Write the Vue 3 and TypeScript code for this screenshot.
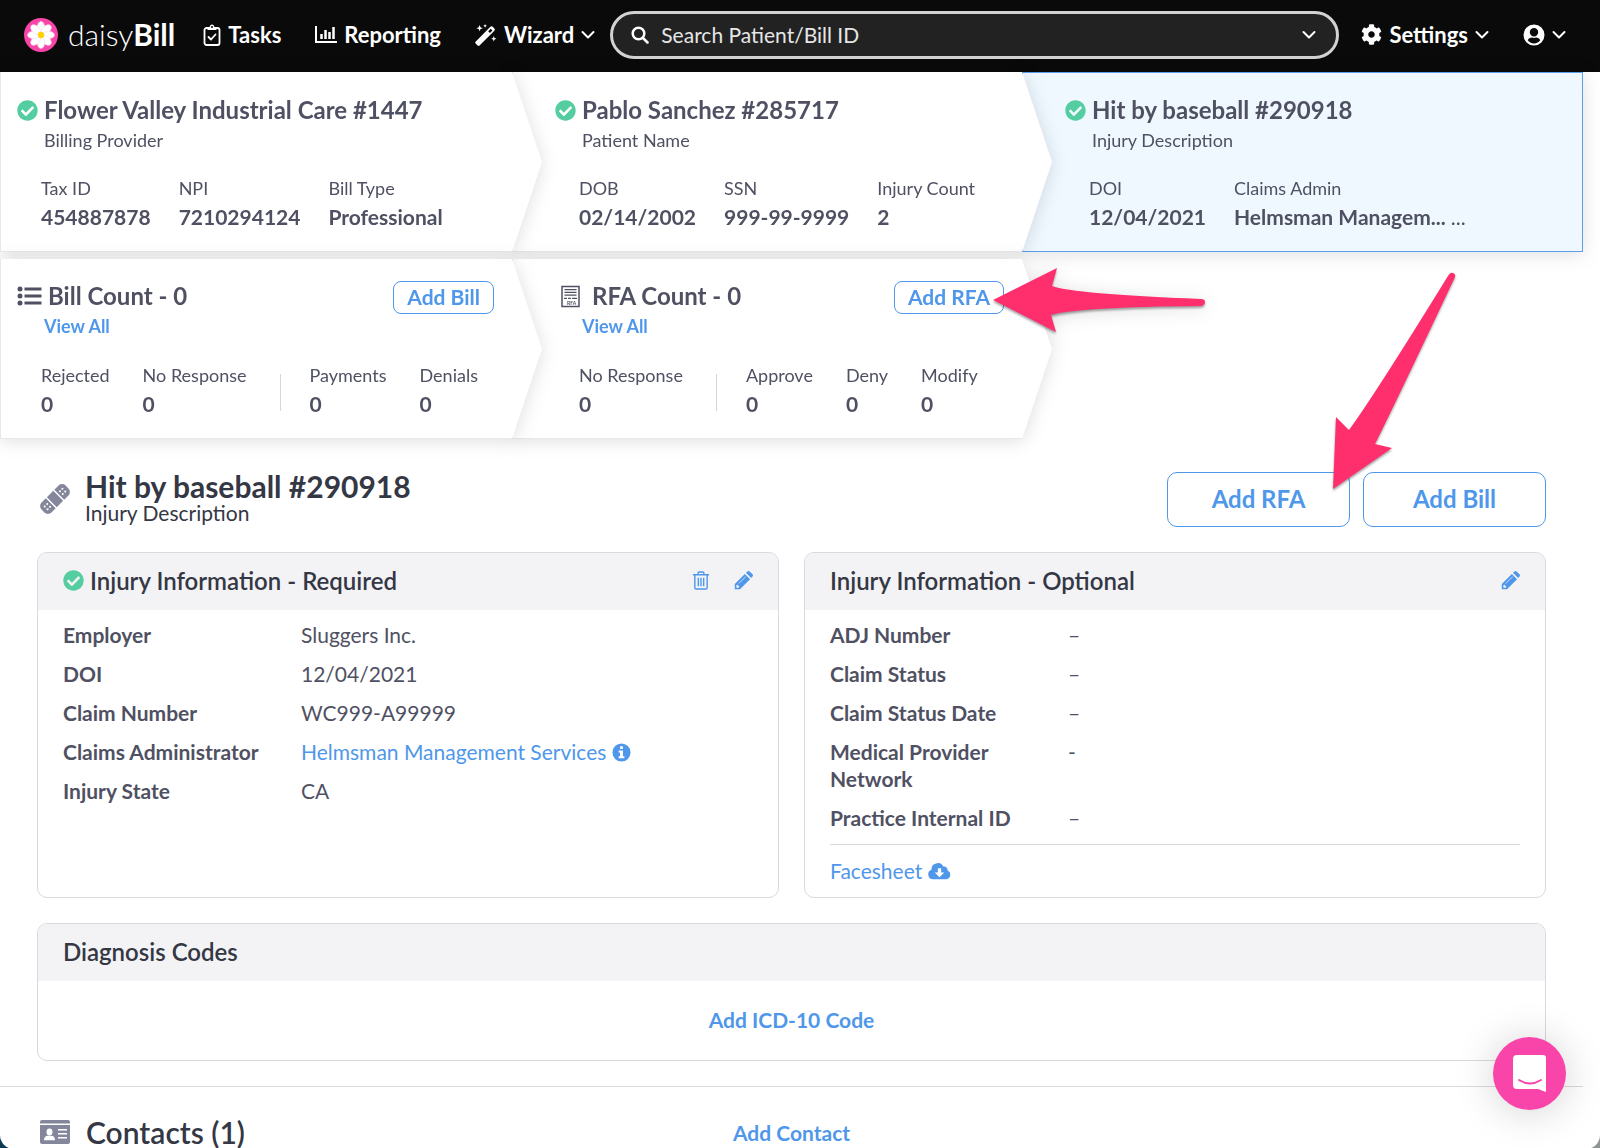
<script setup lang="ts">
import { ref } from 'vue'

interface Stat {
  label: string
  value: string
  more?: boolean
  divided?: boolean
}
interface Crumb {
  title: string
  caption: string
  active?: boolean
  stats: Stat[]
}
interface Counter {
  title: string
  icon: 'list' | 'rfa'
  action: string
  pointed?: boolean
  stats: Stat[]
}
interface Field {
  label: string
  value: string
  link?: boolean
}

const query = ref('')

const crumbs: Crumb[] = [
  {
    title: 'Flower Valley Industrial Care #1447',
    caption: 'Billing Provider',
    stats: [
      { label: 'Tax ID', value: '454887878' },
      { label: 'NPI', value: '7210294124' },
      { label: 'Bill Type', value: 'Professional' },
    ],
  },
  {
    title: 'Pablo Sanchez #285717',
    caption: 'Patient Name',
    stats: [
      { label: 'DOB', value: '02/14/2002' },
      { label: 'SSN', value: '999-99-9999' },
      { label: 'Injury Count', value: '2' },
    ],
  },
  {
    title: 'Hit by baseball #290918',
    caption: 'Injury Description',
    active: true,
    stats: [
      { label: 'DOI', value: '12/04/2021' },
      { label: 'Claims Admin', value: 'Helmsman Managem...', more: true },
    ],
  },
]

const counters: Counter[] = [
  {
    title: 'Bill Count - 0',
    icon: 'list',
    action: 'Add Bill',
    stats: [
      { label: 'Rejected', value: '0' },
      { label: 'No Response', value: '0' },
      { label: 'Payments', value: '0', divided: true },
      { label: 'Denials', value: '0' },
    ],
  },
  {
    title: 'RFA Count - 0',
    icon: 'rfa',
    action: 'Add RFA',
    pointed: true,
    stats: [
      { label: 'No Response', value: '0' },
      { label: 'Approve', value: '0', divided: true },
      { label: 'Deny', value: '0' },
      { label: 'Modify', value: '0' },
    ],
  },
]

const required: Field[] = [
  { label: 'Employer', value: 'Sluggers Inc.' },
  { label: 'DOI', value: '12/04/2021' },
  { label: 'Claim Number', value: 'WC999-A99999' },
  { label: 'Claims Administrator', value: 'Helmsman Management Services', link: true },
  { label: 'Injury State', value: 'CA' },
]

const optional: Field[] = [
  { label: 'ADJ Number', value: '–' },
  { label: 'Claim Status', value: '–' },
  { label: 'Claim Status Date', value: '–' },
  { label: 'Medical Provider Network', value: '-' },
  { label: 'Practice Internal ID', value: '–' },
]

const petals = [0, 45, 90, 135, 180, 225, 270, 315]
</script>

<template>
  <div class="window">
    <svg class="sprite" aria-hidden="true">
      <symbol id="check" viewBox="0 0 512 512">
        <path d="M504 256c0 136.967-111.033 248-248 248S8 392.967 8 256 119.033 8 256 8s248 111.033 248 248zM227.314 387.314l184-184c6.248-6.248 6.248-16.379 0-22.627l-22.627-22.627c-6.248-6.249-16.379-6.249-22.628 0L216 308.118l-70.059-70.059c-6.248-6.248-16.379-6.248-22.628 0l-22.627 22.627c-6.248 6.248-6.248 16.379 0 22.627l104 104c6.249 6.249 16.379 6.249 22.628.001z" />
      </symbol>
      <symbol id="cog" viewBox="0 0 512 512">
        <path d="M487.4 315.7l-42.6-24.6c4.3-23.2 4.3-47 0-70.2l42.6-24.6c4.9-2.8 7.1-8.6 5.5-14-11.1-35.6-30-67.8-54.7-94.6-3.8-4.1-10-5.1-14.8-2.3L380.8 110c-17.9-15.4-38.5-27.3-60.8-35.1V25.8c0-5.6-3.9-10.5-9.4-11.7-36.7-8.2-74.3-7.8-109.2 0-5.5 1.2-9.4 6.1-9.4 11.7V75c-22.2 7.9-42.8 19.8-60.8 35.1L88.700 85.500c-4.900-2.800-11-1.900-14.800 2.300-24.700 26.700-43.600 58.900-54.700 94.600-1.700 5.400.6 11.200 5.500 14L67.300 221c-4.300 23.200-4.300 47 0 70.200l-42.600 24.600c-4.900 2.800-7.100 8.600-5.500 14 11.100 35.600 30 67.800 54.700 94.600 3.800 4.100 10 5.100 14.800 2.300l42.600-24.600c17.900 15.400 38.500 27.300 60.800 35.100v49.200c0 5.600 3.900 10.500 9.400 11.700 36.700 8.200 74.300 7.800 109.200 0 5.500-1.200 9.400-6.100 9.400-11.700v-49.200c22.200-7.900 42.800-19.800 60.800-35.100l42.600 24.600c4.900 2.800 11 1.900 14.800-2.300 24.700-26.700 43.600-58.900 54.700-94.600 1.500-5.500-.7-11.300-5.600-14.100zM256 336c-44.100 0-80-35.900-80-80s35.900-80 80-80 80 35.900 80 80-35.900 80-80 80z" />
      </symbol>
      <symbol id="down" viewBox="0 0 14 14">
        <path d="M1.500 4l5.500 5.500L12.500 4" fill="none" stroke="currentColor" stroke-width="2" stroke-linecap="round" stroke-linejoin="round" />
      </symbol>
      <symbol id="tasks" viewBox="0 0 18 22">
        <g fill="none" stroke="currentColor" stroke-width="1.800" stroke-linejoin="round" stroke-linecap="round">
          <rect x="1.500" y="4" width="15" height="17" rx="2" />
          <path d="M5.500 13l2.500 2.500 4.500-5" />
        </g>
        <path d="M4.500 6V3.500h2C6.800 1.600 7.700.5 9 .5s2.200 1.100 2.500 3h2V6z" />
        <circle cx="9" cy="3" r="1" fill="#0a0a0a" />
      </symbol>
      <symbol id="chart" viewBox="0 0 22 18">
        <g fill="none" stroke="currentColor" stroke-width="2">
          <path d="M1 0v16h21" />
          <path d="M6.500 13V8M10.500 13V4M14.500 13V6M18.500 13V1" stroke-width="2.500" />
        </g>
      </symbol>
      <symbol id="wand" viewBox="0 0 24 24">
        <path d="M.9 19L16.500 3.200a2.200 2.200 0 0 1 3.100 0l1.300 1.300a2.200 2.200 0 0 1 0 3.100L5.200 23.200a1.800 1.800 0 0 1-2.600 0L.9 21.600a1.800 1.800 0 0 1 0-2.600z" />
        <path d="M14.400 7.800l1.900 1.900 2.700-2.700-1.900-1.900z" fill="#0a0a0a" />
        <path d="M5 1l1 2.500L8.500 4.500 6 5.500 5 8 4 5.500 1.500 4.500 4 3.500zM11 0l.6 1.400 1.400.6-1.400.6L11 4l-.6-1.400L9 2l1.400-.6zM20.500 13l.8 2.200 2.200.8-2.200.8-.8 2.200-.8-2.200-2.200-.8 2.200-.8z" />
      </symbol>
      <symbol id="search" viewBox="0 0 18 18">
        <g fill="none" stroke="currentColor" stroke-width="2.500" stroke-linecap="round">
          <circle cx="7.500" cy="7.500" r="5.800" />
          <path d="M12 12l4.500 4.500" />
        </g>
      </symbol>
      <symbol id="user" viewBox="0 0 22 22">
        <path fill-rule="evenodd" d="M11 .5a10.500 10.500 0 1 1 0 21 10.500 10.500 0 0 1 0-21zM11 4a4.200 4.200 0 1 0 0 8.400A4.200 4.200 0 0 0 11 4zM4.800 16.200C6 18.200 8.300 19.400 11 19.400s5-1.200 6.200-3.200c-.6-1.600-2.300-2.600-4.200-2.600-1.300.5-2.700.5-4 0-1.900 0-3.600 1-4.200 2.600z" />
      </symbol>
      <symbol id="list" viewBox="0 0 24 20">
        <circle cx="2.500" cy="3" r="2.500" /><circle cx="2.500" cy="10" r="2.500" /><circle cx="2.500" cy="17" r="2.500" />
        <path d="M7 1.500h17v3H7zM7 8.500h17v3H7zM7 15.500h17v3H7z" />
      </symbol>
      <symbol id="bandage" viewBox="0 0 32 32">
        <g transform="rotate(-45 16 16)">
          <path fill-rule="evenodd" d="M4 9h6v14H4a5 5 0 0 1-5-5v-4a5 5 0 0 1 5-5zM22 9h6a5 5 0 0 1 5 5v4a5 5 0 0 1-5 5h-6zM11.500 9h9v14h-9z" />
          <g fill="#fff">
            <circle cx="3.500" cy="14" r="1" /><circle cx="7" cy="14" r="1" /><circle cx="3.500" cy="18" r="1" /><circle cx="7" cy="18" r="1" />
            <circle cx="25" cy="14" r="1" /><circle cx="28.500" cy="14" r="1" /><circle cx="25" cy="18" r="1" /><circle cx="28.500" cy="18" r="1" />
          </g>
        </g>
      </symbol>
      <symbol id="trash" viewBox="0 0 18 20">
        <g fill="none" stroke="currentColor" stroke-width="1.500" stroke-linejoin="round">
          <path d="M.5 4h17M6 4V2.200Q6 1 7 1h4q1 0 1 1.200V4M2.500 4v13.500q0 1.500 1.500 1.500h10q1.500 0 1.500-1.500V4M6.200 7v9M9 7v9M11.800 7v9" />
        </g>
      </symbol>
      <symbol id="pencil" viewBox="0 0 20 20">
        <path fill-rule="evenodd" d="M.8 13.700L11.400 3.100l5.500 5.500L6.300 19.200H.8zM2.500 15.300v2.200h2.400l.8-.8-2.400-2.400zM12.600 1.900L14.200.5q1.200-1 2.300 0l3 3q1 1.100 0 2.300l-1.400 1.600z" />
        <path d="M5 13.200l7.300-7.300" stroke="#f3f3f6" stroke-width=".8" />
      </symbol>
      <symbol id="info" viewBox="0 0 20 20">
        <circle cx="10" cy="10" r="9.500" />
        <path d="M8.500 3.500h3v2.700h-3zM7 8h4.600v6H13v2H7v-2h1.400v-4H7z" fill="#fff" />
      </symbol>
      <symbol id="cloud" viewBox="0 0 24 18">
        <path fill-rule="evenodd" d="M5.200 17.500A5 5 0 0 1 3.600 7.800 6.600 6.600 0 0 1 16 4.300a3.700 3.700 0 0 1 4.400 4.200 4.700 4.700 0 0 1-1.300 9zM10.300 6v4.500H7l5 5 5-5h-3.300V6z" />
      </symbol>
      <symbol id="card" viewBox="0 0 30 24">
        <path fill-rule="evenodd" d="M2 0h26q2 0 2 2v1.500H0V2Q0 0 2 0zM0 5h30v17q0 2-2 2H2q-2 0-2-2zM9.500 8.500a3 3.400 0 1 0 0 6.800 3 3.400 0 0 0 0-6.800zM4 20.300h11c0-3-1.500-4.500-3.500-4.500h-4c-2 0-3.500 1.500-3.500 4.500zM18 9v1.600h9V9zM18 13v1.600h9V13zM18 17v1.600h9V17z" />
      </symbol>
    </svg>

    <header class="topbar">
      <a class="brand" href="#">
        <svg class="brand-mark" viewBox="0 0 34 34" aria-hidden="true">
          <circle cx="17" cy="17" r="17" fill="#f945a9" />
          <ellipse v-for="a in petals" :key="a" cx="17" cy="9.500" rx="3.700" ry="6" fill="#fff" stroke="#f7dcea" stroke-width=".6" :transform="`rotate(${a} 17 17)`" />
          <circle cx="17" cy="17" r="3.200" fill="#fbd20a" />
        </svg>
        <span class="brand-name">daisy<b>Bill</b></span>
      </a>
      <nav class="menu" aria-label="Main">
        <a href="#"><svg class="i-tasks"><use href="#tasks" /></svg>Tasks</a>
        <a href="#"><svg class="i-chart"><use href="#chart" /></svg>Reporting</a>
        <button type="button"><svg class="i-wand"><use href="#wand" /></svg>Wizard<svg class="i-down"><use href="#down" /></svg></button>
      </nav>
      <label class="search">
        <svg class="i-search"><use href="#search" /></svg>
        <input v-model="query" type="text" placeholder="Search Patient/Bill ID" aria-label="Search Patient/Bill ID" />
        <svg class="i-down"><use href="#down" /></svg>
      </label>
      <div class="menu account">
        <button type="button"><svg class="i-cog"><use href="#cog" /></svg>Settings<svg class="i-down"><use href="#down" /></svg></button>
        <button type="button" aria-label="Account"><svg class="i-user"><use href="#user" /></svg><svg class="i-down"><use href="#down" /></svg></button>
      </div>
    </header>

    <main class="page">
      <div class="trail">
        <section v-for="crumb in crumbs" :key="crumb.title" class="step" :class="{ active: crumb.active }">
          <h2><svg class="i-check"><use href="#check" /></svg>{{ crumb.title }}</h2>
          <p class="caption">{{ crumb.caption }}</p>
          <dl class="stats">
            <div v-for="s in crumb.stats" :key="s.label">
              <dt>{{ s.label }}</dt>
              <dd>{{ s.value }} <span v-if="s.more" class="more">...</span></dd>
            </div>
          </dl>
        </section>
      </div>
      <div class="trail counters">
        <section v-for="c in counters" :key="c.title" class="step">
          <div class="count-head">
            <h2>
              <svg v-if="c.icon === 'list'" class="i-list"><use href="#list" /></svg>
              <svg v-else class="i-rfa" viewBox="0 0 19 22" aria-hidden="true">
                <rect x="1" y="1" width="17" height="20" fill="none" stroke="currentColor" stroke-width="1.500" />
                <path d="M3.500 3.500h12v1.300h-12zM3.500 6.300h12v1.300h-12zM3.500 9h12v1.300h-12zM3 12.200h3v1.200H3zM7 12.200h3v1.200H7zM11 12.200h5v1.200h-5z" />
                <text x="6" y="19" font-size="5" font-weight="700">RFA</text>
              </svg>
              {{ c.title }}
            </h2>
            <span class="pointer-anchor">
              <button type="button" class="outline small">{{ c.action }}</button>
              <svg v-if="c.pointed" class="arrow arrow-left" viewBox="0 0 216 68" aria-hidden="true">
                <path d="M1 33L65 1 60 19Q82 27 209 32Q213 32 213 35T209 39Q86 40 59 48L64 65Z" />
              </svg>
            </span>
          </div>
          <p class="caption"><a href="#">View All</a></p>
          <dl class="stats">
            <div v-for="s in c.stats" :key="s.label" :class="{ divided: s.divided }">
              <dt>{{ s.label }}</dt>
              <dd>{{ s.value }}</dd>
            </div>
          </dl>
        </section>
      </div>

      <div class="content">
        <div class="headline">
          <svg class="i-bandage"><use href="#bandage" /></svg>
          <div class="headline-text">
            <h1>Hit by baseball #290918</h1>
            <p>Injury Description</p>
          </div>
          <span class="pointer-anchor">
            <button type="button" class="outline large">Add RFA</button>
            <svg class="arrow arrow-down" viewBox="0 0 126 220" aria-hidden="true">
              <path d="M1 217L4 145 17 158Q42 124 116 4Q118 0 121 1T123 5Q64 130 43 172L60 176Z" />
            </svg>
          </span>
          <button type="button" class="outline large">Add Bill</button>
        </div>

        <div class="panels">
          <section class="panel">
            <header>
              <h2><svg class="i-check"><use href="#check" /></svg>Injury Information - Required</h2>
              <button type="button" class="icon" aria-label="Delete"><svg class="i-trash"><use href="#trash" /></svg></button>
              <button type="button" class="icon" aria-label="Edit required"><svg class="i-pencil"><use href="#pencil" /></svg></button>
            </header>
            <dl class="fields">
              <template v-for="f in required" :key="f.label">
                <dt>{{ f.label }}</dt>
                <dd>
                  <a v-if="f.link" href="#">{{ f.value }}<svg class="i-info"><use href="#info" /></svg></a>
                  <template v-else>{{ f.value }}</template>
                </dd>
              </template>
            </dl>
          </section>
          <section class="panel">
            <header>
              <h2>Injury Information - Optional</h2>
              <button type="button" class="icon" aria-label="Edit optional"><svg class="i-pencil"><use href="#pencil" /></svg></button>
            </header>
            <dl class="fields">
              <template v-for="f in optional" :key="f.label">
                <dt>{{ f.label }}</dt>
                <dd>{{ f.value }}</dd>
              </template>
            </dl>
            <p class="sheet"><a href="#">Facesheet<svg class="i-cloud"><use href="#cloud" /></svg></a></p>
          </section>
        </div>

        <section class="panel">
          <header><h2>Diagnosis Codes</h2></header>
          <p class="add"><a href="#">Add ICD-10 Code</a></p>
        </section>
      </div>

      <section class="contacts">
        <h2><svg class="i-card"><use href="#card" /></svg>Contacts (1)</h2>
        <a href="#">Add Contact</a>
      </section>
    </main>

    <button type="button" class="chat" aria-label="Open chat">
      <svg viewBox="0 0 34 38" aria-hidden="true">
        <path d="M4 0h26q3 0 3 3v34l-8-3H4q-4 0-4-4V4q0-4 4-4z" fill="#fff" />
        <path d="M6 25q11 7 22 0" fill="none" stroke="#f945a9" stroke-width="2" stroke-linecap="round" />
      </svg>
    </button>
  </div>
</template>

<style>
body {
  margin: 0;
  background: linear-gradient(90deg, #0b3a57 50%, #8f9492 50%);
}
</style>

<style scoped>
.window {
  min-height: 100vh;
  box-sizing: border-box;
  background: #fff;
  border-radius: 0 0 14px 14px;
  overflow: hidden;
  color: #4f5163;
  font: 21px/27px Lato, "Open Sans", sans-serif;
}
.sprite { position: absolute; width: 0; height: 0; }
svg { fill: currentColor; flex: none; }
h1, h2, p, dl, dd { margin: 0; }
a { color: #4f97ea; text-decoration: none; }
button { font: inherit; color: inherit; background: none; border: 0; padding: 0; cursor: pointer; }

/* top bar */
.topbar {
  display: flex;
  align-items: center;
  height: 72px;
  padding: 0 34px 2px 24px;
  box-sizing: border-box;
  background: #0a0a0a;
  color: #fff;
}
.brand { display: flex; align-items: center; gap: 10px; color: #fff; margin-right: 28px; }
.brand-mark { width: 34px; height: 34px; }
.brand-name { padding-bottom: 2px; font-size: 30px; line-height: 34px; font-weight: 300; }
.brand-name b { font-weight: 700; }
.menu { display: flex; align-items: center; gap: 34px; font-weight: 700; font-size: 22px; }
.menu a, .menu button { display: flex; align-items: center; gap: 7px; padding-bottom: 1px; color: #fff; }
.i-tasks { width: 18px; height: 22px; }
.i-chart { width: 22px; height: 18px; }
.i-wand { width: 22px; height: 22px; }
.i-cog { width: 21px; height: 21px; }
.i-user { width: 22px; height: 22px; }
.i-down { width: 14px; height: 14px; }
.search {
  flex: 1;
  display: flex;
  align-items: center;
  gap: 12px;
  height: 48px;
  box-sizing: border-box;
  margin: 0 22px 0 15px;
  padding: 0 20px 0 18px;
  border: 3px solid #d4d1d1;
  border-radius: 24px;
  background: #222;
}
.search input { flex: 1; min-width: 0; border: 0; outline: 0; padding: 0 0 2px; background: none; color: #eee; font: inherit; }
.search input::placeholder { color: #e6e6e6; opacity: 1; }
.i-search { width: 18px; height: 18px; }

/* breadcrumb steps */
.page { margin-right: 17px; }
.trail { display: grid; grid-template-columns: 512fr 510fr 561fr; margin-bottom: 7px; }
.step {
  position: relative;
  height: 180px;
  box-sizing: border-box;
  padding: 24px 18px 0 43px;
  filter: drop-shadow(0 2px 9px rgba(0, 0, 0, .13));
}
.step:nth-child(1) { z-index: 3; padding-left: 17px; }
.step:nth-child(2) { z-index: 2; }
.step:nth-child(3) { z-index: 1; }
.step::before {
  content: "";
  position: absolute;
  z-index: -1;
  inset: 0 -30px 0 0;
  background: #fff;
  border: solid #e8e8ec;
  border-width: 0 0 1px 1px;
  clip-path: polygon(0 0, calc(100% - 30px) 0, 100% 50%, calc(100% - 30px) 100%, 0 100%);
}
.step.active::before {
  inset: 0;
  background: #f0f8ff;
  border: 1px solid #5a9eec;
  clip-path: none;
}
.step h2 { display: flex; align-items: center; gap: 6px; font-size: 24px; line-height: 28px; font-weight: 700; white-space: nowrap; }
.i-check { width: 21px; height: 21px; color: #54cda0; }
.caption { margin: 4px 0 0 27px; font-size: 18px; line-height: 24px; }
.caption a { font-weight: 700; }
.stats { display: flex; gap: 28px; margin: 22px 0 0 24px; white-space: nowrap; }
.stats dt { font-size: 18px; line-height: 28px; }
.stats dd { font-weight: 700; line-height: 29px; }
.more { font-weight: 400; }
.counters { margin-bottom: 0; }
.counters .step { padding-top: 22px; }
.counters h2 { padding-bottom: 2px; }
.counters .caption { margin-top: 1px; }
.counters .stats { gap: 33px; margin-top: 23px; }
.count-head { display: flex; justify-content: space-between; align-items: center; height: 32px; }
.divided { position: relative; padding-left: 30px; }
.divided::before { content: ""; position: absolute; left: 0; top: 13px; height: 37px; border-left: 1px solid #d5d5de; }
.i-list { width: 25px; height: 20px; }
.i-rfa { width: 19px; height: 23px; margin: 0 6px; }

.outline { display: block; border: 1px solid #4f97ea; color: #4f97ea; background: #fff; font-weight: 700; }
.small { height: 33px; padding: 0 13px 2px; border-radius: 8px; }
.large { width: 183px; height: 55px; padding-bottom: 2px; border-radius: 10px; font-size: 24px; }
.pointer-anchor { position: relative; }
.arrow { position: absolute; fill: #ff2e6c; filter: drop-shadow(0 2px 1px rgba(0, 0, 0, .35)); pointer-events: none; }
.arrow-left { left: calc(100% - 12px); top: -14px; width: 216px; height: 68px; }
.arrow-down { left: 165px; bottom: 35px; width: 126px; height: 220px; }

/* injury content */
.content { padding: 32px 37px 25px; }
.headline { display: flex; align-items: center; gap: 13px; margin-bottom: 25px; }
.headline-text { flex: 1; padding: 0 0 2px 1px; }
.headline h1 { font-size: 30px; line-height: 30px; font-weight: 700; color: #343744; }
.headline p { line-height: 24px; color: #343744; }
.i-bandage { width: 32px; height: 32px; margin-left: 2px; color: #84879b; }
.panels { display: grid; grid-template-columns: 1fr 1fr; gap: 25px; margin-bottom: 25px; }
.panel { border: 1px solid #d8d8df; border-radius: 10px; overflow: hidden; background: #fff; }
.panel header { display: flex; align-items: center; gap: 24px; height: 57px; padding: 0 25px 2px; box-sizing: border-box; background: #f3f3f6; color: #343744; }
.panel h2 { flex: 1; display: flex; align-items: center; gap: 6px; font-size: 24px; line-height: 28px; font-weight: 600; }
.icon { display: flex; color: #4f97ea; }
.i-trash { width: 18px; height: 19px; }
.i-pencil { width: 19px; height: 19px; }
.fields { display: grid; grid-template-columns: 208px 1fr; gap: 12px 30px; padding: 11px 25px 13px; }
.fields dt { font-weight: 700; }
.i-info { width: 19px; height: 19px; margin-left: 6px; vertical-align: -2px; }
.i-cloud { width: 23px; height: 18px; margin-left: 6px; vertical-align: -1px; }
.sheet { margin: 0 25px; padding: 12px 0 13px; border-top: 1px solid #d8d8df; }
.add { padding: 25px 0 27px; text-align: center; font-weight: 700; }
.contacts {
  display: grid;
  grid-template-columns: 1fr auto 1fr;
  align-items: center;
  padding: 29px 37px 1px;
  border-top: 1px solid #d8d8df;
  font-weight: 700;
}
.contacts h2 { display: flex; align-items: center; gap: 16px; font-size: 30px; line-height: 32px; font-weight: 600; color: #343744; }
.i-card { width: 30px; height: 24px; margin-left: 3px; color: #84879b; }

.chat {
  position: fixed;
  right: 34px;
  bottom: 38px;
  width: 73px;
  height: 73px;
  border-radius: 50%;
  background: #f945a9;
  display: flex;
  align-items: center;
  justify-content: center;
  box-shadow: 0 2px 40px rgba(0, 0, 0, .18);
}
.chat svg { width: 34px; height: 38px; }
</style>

·····

INSTRUCTIONS TO FOLLOW: Return nothing but the lines running from the start of the data to the line with "const query = ref('')", please, both ends included and no pictures.

ANSWER FOR THIS EXERCISE:
Write the Vue 3 and TypeScript code for this screenshot.
<script setup lang="ts">
import { ref } from 'vue'

interface Stat {
  label: string
  value: string
  more?: boolean
  divided?: boolean
}
interface Crumb {
  title: string
  caption: string
  active?: boolean
  stats: Stat[]
}
interface Counter {
  title: string
  icon: 'list' | 'rfa'
  action: string
  pointed?: boolean
  stats: Stat[]
}
interface Field {
  label: string
  value: string
  link?: boolean
}

const query = ref('')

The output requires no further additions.